South-South cooperation refers to political, economic and technical cooperation among developing countries.

“The nature, modalities and responsibilities that apply to South-South cooperation differ from those that apply to North-South cooperation. At the same time, we recognize that we are all part of a development agenda in which we participate on the basis of common goals and shared principles,” the outcome document of the Busan Partnership for Effective Development Cooperation said.
Korea’s Foreign Minister Kim Sung-hwan (third from left) speaks as OECD Secretary-General Angel Gurria (center) and other officials listen during a press conference on the outcome of the Fourth High Level Forum on Aid Effectiveness in Busan, Thursday. From left are director-general of development and cooperation bureau at the Foreign Ministry Park En-na, Korean Ambassador to the OECD Hur Kyung-wook, Kim, Gurria, chair of the OECD DAC Brian Atwook, OECD chair of the Working Group on Aid Effectiveness Talaat Abdel-Malek and Minister of Finance for the Cook Islands Mark Brown. (Yonhap News)

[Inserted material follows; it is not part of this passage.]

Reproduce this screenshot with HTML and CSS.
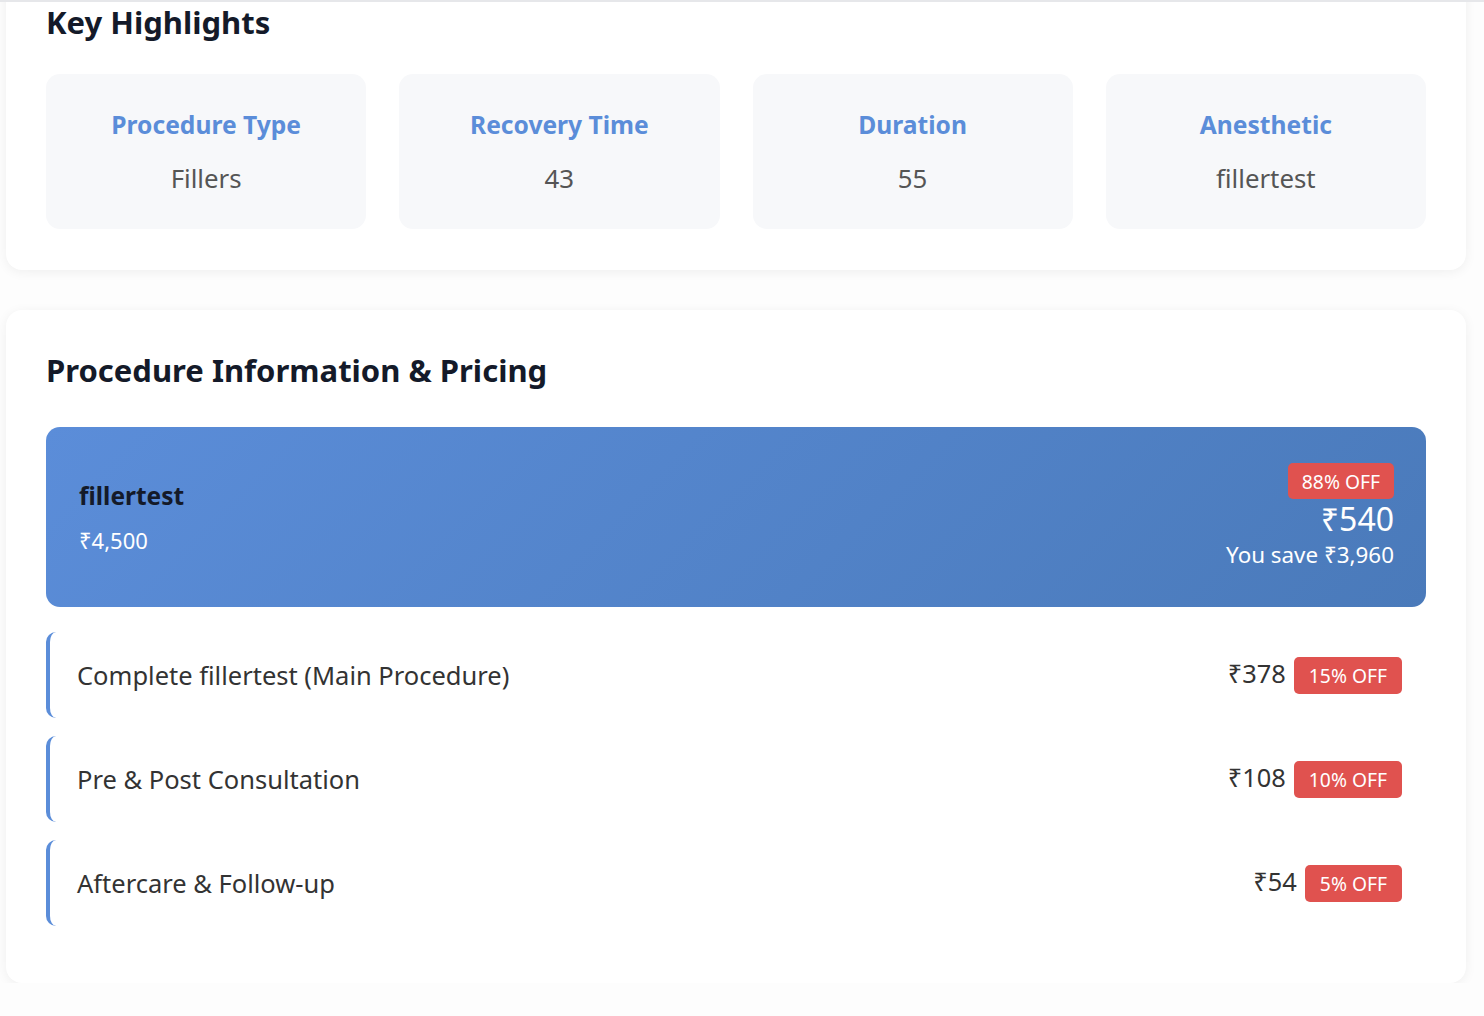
FILE: index.html
```html
<!DOCTYPE html>
<html lang="en">
<head>
<meta charset="utf-8">
<title>Procedure</title>
<link rel="stylesheet" href="styles.css">
</head>
<body>
<div class="topline"></div>
<main class="page">
  <section class="card card-highlights">
    <h2 class="card-title">Key Highlights</h2>
    <div class="highlights">
      <div class="hl">
        <div class="hl-label">Procedure Type</div>
        <div class="hl-value">Fillers</div>
      </div>
      <div class="hl">
        <div class="hl-label">Recovery Time</div>
        <div class="hl-value">43</div>
      </div>
      <div class="hl">
        <div class="hl-label">Duration</div>
        <div class="hl-value">55</div>
      </div>
      <div class="hl">
        <div class="hl-label">Anesthetic</div>
        <div class="hl-value">fillertest</div>
      </div>
    </div>
  </section>

  <section class="card card-pricing">
    <h2 class="card-title pricing-title">Procedure Information &amp; Pricing</h2>
    <div class="banner">
      <div class="banner-left">
        <div class="banner-name">fillertest</div>
        <div class="banner-orig">₹4,500</div>
      </div>
      <div class="banner-right">
        <span class="badge badge-lg">88% OFF</span>
        <div class="banner-price">₹540</div>
        <div class="banner-save">You save ₹3,960</div>
      </div>
    </div>
    <div class="items">
      <div class="item">
        <span class="item-name">Complete fillertest (Main Procedure)</span>
        <span class="item-price"><span class="amt">₹378</span><span class="badge">15% OFF</span></span>
      </div>
      <div class="item">
        <span class="item-name">Pre &amp; Post Consultation</span>
        <span class="item-price"><span class="amt">₹108</span><span class="badge">10% OFF</span></span>
      </div>
      <div class="item">
        <span class="item-name">Aftercare &amp; Follow-up</span>
        <span class="item-price"><span class="amt">₹54</span><span class="badge">5% OFF</span></span>
      </div>
    </div>
  </section>
</main>
</body>
</html>
```

FILE: styles.css
```css
* { box-sizing: border-box; }
html, body { margin: 0; padding: 0; }
body {
  background: #fdfdfd;
  font-family: "Noto Sans", "Open Sans", sans-serif;
  color: #333;
  overflow: hidden;
}
.topline {
  position: absolute;
  top: 0; left: 0; right: 0;
  height: 2px;
  background: #e6e7ea;
  z-index: 5;
}
.page {
  padding: 0 18px 0 6px;
  display: flex;
  flex-direction: column;
  gap: 40px;
}
.card {
  background: #fff;
  border-radius: 16px;
  box-shadow: 0 2px 12px rgba(0,0,0,0.06);
  padding: 40px;
}
.card-highlights {
  margin-top: -37px;
  padding-top: 37px;
  padding-bottom: 41px;
}
.card-title {
  margin: 0;
  font-size: 31px;
  font-weight: 700;
  color: #141a29;
  line-height: 44px;
}
.highlights {
  margin-top: 30px;
  display: grid;
  grid-template-columns: repeat(4, 1fr);
  gap: 33px;
}
.hl {
  background: #f7f8fa;
  border-radius: 14px;
  height: 155px;
  display: flex;
  flex-direction: column;
  align-items: center;
  justify-content: center;
  gap: 17px;
}
.hl-label {
  font-size: 24.6px;
  font-weight: 700;
  color: #5b8dd9;
  line-height: 36px;
}
.hl-value {
  font-size: 25.8px;
  color: #555;
  line-height: 36px;
}
.card-pricing {
  padding-top: 38px;
  padding-bottom: 57px;
}
.banner {
  margin-top: 35px;
  height: 180px;
  border-radius: 14px;
  background: linear-gradient(135deg, #5b8dd9 0%, #4a7aba 100%);
  display: flex;
  justify-content: space-between;
  align-items: center;
  padding: 0 32px 0 33px;
}
.banner-left {
  display: flex;
  flex-direction: column;
  gap: 10px;
}
.banner-name {
  font-size: 24.5px;
  font-weight: 700;
  color: #141a29;
  line-height: 36px;
}
.banner-orig {
  font-size: 22px;
  color: #fff;
  line-height: 32px;
}
.banner-right {
  display: flex;
  flex-direction: column;
  align-items: flex-end;
}
.banner-price {
  font-size: 32px;
  color: #fff;
  line-height: 40px;
}
.banner-save {
  font-size: 22.4px;
  color: #fff;
  line-height: 32px;
}
.badge {
  display: inline-flex;
  align-items: center;
  justify-content: center;
  background: #e0524f;
  color: #fff;
  font-size: 19.3px;
  border-radius: 5px;
  height: 37px;
  padding: 0 15px;
}
.badge-lg {
  height: 36px;
  padding: 0 14px;
}
.items {
  margin-top: 25px;
  display: flex;
  flex-direction: column;
  gap: 18px;
}
.item {
  height: 86px;
  border-left: 4px solid #5b8dd9;
  border-radius: 10px 0 0 10px;
  display: flex;
  align-items: center;
  justify-content: space-between;
  padding: 0 24px 0 27px;
}
.item-name {
  font-size: 25.5px;
  color: #333;
}
.item-price {
  display: flex;
  align-items: center;
  gap: 8px;
}
.amt {
  font-size: 25.4px;
  color: #333;
  position: relative;
  top: -2px;
}
```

“In this context, we encourage increased efforts to support effective co-operation based on our specific country situations. The principles, commitments and actions agreed in the outcome document in Busan shall be the reference for South-South partners on a voluntary basis.”

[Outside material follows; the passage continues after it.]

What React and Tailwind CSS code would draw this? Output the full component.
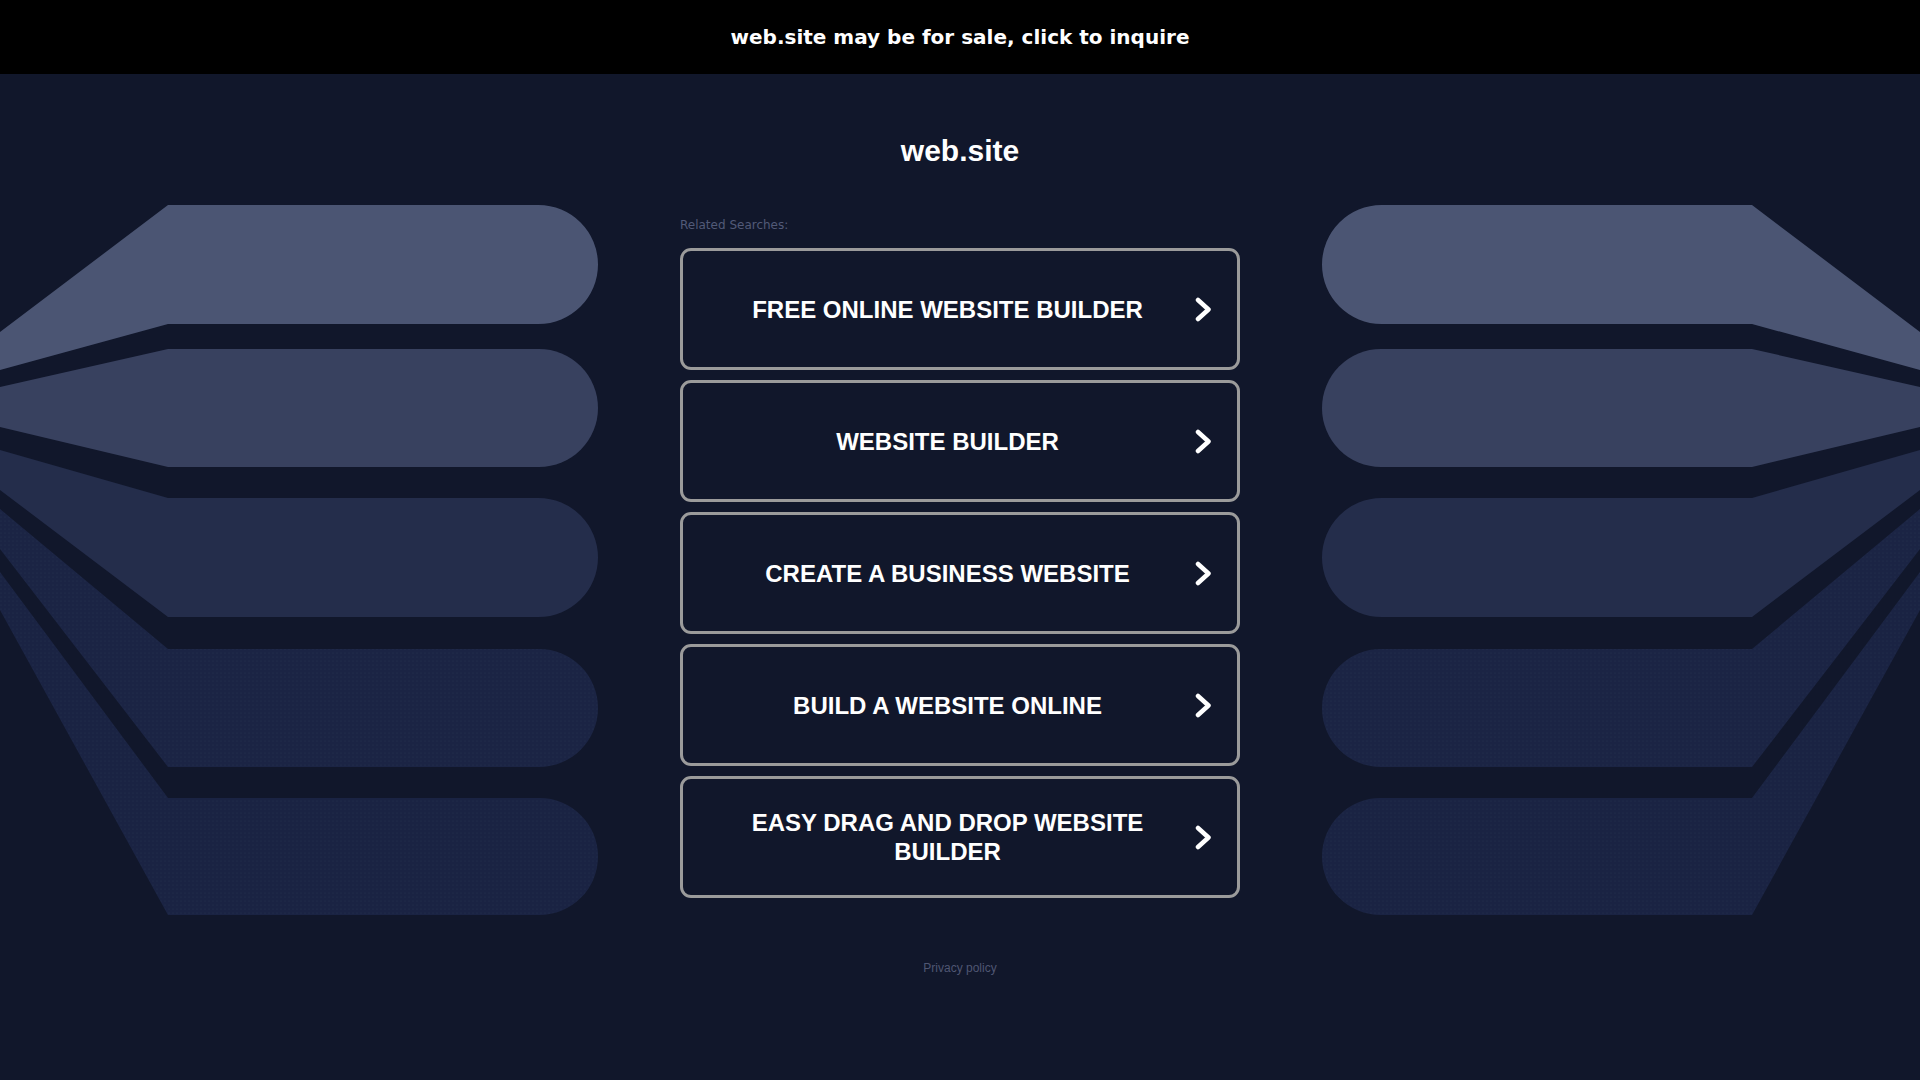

Most of the participants at the forum welcomed the document but some NGOs raised concerns over its lack of binding commitments.

BetterAid, a coalition of more than 1,000 aid organizations, said the deal struck at the world’s biggest-ever development cooperation forum could be a major step toward a fairer world.

However, it expressed regret that “the agreement apparently does not include binding commitments or specific actions on women rights and the most fragile states such as Haiti, East Timor and Somalia.”

CONCORD, a European NGO confederation for relief and development representing more than 1,600 NGOs, also expressed regret that the commitments for South-South partners were only on a voluntary basis, adding that all emerging donors should be in the same boat.

It also criticized the European Union saying it “has been a ghost” in all the negotiations, even though the region is the world’s biggest aid donor, giving more than 53 billion euros ($71 billion) a year.

“The result is a watered-down agreement that risks not delivering real change for the world’s poor,” it said.

A representative of a Brazilian NGO noted that the next six months are critical in shaping a new structure of international governance for South-South cooperation, in which civil society organizations should more actively participate.

To make tangible progress moving beyond the Busan forum, the participants agreed to monitor progress and development results to hold each other accountable.

Under the Busan declaration, developing countries will take the lead in deciding the framework, indicators and targets in their aid and development policies and results will be made public.

Donor and recipient countries agreed on “a selective and relevant set of indicators and targets” by June 2012, through which they will monitor progress on a rolling basis.

Also agreed upon during the forum was to make ministerial-level working arrangements for the Global Partnership for Effective Development Cooperation by June 2012.

Lee Tae-joo, cultural anthropology professor at Hansung University and head of the civic group ODA Watch, said the document was historic in that it included all stakeholders.

“We can say that this forum has moved the global aid system out of the Europe-centered OECD-DAC and the Korean government played a significant role in doing so,” Lee told The Korea Herald.

However, the bigger the partnership, the more complex and diverse the interests and conflicts among stakeholders have become, he said.

“All complex issues, including how to coordinate different goals and standards among traditional countries, developing countries and multilateral organizations remain to be discussed in the next six months,” Lee said.